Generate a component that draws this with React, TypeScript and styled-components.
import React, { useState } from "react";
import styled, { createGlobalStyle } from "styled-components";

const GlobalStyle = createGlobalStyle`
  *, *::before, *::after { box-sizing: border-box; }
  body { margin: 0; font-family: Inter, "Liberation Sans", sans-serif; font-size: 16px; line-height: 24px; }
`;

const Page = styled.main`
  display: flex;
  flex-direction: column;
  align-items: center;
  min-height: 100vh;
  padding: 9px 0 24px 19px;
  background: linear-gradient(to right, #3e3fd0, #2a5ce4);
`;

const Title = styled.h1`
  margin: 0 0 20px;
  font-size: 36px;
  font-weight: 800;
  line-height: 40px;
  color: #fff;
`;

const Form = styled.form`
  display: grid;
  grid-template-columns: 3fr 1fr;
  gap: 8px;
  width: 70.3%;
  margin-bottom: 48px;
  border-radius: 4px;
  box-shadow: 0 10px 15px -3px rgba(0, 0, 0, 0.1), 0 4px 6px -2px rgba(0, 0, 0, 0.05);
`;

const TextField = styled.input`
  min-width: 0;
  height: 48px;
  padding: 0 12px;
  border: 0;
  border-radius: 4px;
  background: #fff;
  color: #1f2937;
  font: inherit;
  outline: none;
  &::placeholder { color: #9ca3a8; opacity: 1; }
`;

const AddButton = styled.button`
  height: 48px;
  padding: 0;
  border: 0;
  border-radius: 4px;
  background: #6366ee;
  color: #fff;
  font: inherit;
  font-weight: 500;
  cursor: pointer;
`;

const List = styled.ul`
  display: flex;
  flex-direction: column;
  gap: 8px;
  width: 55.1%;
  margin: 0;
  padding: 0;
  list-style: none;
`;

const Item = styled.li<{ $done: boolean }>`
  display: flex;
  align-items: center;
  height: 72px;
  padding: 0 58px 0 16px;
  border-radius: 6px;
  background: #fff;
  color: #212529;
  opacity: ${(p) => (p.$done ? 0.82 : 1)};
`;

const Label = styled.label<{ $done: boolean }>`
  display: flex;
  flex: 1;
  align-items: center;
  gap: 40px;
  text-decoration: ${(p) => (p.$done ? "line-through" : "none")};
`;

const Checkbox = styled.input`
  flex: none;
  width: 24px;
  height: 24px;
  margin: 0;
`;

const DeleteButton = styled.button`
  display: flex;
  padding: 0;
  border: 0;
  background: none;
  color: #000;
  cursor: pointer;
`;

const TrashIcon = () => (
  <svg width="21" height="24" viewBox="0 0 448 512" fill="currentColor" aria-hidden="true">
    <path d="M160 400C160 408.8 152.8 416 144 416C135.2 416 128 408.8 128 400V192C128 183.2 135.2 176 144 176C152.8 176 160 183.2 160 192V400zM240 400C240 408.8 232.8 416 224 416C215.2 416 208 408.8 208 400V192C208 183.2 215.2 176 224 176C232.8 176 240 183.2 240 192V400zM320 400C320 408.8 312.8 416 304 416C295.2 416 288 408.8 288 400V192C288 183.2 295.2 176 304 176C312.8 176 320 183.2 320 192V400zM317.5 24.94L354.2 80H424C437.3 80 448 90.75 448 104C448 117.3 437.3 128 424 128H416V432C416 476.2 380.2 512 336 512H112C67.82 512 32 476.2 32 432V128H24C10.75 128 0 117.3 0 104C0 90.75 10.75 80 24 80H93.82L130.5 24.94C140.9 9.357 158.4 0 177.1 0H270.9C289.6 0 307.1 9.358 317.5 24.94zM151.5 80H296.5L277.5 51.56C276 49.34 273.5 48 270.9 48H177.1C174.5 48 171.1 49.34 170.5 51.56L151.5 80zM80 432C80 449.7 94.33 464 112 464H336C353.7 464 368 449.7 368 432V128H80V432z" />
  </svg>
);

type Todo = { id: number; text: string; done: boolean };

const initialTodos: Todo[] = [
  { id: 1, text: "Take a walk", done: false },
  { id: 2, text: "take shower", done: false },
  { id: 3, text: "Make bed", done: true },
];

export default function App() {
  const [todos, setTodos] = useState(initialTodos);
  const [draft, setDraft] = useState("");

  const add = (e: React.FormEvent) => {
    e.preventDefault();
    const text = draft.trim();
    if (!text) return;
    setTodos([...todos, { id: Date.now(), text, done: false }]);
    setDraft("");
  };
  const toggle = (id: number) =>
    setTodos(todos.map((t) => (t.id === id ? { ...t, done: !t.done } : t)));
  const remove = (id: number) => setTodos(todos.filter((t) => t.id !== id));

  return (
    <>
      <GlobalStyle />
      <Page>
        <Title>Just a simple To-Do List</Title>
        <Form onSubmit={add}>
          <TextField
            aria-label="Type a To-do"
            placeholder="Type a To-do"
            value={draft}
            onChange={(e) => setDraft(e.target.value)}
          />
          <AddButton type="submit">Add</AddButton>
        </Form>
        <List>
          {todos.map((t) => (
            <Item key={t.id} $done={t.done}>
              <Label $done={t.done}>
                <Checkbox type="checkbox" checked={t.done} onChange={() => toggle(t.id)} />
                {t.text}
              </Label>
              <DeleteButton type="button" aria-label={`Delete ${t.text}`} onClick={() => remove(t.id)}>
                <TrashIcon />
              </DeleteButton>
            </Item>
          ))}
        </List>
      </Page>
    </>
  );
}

★ ★ ★ ★ ★

> **Task objective**
Copy out the whole listing exactly; please set it all down.

> **Written answer**
Generate a component that draws this with React, TypeScript and styled-components.
import React, { useState } from "react";
import styled, { createGlobalStyle } from "styled-components";

const GlobalStyle = createGlobalStyle`
  *, *::before, *::after { box-sizing: border-box; }
  body { margin: 0; font-family: Inter, "Liberation Sans", sans-serif; font-size: 16px; line-height: 24px; }
`;

const Page = styled.main`
  display: flex;
  flex-direction: column;
  align-items: center;
  min-height: 100vh;
  padding: 9px 0 24px 19px;
  background: linear-gradient(to right, #3e3fd0, #2a5ce4);
`;

const Title = styled.h1`
  margin: 0 0 20px;
  font-size: 36px;
  font-weight: 800;
  line-height: 40px;
  color: #fff;
`;

const Form = styled.form`
  display: grid;
  grid-template-columns: 3fr 1fr;
  gap: 8px;
  width: 70.3%;
  margin-bottom: 48px;
  border-radius: 4px;
  box-shadow: 0 10px 15px -3px rgba(0, 0, 0, 0.1), 0 4px 6px -2px rgba(0, 0, 0, 0.05);
`;

const TextField = styled.input`
  min-width: 0;
  height: 48px;
  padding: 0 12px;
  border: 0;
  border-radius: 4px;
  background: #fff;
  color: #1f2937;
  font: inherit;
  outline: none;
  &::placeholder { color: #9ca3a8; opacity: 1; }
`;

const AddButton = styled.button`
  height: 48px;
  padding: 0;
  border: 0;
  border-radius: 4px;
  background: #6366ee;
  color: #fff;
  font: inherit;
  font-weight: 500;
  cursor: pointer;
`;

const List = styled.ul`
  display: flex;
  flex-direction: column;
  gap: 8px;
  width: 55.1%;
  margin: 0;
  padding: 0;
  list-style: none;
`;

const Item = styled.li<{ $done: boolean }>`
  display: flex;
  align-items: center;
  height: 72px;
  padding: 0 58px 0 16px;
  border-radius: 6px;
  background: #fff;
  color: #212529;
  opacity: ${(p) => (p.$done ? 0.82 : 1)};
`;

const Label = styled.label<{ $done: boolean }>`
  display: flex;
  flex: 1;
  align-items: center;
  gap: 40px;
  text-decoration: ${(p) => (p.$done ? "line-through" : "none")};
`;

const Checkbox = styled.input`
  flex: none;
  width: 24px;
  height: 24px;
  margin: 0;
`;

const DeleteButton = styled.button`
  display: flex;
  padding: 0;
  border: 0;
  background: none;
  color: #000;
  cursor: pointer;
`;

const TrashIcon = () => (
  <svg width="21" height="24" viewBox="0 0 448 512" fill="currentColor" aria-hidden="true">
    <path d="M160 400C160 408.8 152.8 416 144 416C135.2 416 128 408.8 128 400V192C128 183.2 135.2 176 144 176C152.8 176 160 183.2 160 192V400zM240 400C240 408.8 232.8 416 224 416C215.2 416 208 408.8 208 400V192C208 183.2 215.2 176 224 176C232.8 176 240 183.2 240 192V400zM320 400C320 408.8 312.8 416 304 416C295.2 416 288 408.8 288 400V192C288 183.2 295.2 176 304 176C312.8 176 320 183.2 320 192V400zM317.5 24.94L354.2 80H424C437.3 80 448 90.75 448 104C448 117.3 437.3 128 424 128H416V432C416 476.2 380.2 512 336 512H112C67.82 512 32 476.2 32 432V128H24C10.75 128 0 117.3 0 104C0 90.75 10.75 80 24 80H93.82L130.5 24.94C140.9 9.357 158.4 0 177.1 0H270.9C289.6 0 307.1 9.358 317.5 24.94zM151.5 80H296.5L277.5 51.56C276 49.34 273.5 48 270.9 48H177.1C174.5 48 171.1 49.34 170.5 51.56L151.5 80zM80 432C80 449.7 94.33 464 112 464H336C353.7 464 368 449.7 368 432V128H80V432z" />
  </svg>
);

type Todo = { id: number; text: string; done: boolean };

const initialTodos: Todo[] = [
  { id: 1, text: "Take a walk", done: false },
  { id: 2, text: "take shower", done: false },
  { id: 3, text: "Make bed", done: true },
];

export default function App() {
  const [todos, setTodos] = useState(initialTodos);
  const [draft, setDraft] = useState("");

  const add = (e: React.FormEvent) => {
    e.preventDefault();
    const text = draft.trim();
    if (!text) return;
    setTodos([...todos, { id: Date.now(), text, done: false }]);
    setDraft("");
  };
  const toggle = (id: number) =>
    setTodos(todos.map((t) => (t.id === id ? { ...t, done: !t.done } : t)));
  const remove = (id: number) => setTodos(todos.filter((t) => t.id !== id));

  return (
    <>
      <GlobalStyle />
      <Page>
        <Title>Just a simple To-Do List</Title>
        <Form onSubmit={add}>
          <TextField
            aria-label="Type a To-do"
            placeholder="Type a To-do"
            value={draft}
            onChange={(e) => setDraft(e.target.value)}
          />
          <AddButton type="submit">Add</AddButton>
        </Form>
        <List>
          {todos.map((t) => (
            <Item key={t.id} $done={t.done}>
              <Label $done={t.done}>
                <Checkbox type="checkbox" checked={t.done} onChange={() => toggle(t.id)} />
                {t.text}
              </Label>
              <DeleteButton type="button" aria-label={`Delete ${t.text}`} onClick={() => remove(t.id)}>
                <TrashIcon />
              </DeleteButton>
            </Item>
          ))}
        </List>
      </Page>
    </>
  );
}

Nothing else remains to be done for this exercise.